>>>

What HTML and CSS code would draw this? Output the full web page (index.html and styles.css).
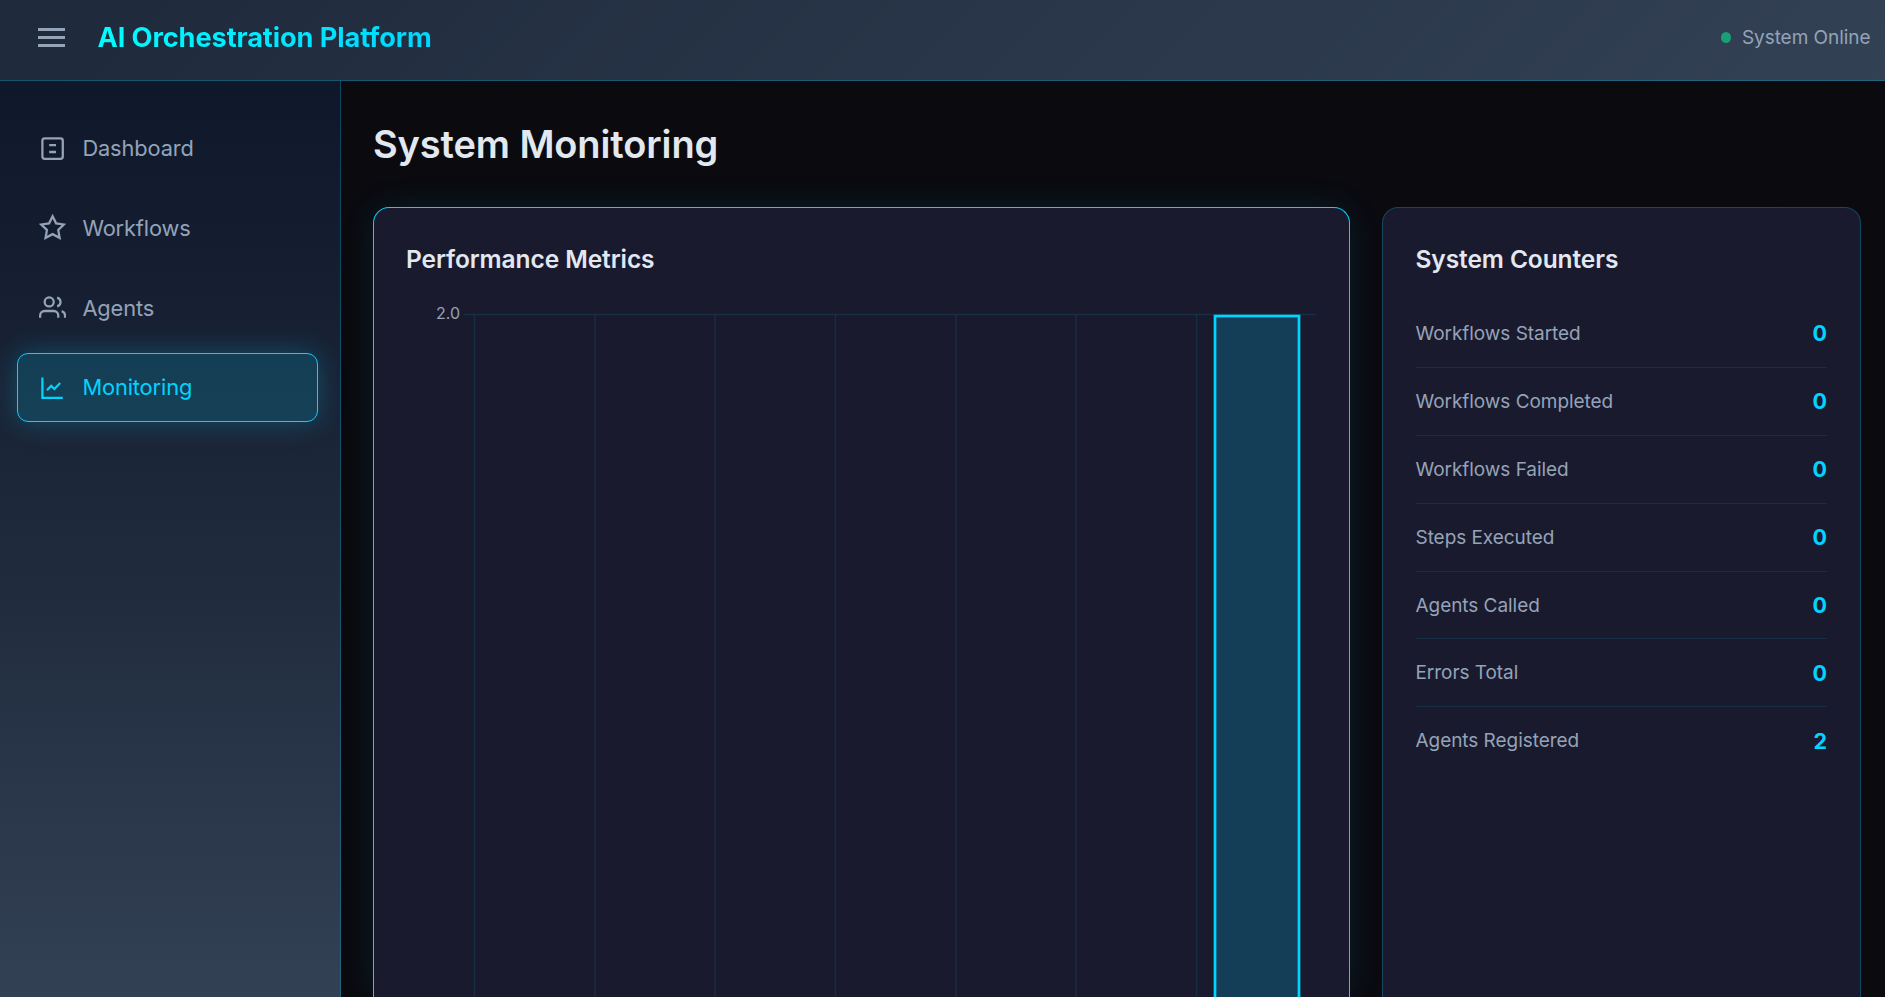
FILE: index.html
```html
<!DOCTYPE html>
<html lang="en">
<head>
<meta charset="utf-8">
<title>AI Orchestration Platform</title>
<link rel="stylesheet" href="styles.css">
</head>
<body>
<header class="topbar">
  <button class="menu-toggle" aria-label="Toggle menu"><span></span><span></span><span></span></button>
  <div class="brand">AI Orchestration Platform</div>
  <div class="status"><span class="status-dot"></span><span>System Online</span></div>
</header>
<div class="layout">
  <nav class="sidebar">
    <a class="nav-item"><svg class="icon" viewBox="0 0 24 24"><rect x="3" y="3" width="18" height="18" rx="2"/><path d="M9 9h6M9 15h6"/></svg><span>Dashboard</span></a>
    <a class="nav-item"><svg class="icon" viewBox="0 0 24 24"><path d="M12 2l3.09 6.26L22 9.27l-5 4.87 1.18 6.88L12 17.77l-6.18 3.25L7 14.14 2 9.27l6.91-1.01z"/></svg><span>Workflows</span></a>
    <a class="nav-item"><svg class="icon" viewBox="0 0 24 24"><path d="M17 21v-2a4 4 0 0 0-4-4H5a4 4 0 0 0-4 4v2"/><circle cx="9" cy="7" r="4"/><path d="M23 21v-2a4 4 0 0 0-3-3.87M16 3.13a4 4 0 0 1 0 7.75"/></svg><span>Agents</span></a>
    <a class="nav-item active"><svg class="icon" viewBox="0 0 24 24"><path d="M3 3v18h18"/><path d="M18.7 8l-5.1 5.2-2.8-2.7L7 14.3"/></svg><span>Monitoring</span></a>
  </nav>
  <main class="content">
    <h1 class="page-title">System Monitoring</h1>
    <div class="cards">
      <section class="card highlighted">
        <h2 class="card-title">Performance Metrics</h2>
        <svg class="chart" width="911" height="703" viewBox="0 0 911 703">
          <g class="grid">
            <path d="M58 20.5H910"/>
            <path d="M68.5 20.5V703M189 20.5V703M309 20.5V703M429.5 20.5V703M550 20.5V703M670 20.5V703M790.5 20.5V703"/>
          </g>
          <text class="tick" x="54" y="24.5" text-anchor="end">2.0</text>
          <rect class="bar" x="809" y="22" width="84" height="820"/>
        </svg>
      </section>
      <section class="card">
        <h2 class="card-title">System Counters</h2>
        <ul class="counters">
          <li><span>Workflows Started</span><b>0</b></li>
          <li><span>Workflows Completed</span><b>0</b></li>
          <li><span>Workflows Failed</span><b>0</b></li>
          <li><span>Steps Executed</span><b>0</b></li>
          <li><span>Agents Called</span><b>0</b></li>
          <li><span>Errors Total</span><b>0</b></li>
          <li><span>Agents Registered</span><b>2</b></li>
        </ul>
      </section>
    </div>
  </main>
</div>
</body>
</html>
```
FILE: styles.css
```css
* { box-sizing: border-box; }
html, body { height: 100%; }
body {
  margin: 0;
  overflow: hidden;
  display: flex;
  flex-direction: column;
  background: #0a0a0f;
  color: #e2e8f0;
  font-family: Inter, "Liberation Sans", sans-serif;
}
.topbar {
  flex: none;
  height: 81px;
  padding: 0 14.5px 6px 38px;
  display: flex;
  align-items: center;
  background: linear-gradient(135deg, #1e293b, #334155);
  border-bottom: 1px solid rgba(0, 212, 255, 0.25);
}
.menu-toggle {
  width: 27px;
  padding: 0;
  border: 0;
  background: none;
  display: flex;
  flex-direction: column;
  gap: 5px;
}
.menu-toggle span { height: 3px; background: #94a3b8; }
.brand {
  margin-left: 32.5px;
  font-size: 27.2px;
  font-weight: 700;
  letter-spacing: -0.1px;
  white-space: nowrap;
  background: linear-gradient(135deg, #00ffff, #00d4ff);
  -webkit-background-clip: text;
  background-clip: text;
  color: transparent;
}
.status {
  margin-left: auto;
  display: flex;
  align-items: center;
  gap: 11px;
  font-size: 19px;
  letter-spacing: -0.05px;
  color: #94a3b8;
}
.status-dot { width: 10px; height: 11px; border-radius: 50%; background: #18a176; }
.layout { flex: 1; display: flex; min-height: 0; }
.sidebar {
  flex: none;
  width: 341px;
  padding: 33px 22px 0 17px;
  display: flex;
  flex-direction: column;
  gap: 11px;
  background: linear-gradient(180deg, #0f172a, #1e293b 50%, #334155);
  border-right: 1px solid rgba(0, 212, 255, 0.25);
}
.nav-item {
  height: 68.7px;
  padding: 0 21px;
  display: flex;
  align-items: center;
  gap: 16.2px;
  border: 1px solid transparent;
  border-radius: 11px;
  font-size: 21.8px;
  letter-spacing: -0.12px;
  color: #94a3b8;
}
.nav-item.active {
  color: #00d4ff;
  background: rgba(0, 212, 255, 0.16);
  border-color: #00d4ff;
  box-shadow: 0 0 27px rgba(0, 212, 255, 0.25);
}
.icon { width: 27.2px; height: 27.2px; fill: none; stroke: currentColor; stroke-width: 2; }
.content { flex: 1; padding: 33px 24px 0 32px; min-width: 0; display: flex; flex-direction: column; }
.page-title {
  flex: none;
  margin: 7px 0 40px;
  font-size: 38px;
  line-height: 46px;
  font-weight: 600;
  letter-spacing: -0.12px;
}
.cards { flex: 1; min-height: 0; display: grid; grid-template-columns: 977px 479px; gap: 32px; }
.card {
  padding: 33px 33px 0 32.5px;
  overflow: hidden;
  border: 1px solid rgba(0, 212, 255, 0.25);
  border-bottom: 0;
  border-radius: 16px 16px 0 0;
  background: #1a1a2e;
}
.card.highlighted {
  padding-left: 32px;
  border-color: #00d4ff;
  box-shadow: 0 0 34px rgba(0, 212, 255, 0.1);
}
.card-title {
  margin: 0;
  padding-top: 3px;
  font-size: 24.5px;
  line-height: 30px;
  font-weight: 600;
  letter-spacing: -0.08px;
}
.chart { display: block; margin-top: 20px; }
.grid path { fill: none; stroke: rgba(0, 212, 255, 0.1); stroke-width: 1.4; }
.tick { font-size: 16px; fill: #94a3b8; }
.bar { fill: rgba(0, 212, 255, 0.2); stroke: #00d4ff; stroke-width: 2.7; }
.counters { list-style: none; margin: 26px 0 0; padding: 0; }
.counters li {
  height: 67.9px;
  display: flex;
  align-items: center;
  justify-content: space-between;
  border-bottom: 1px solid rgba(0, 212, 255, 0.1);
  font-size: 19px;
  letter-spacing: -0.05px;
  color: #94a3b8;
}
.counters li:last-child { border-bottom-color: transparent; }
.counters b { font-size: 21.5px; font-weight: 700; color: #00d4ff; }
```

<<<
>>>

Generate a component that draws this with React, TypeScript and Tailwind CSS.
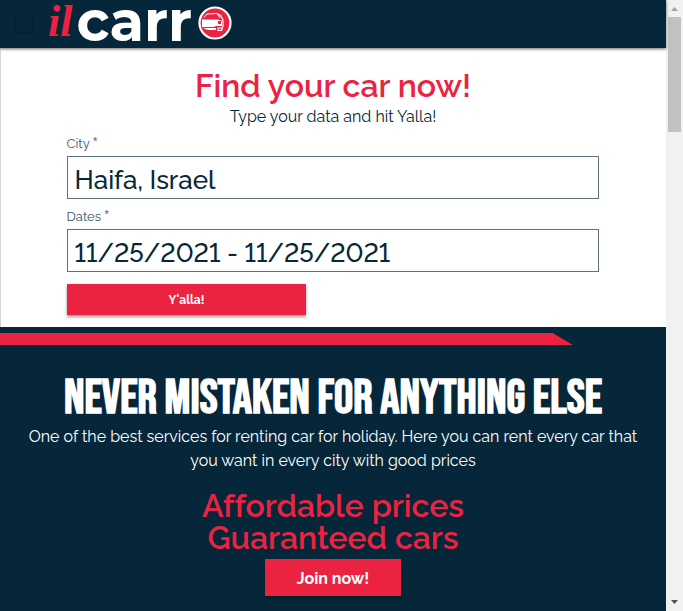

<<<

▶ _Exercise task_: Select every line in the material above where the string "styles" occurs, and copy it.

▶ _Answer to this task_:
What HTML and CSS code would draw this? Output the full web page (index.html and styles.css).
<link rel="stylesheet" href="styles.css">
FILE: styles.css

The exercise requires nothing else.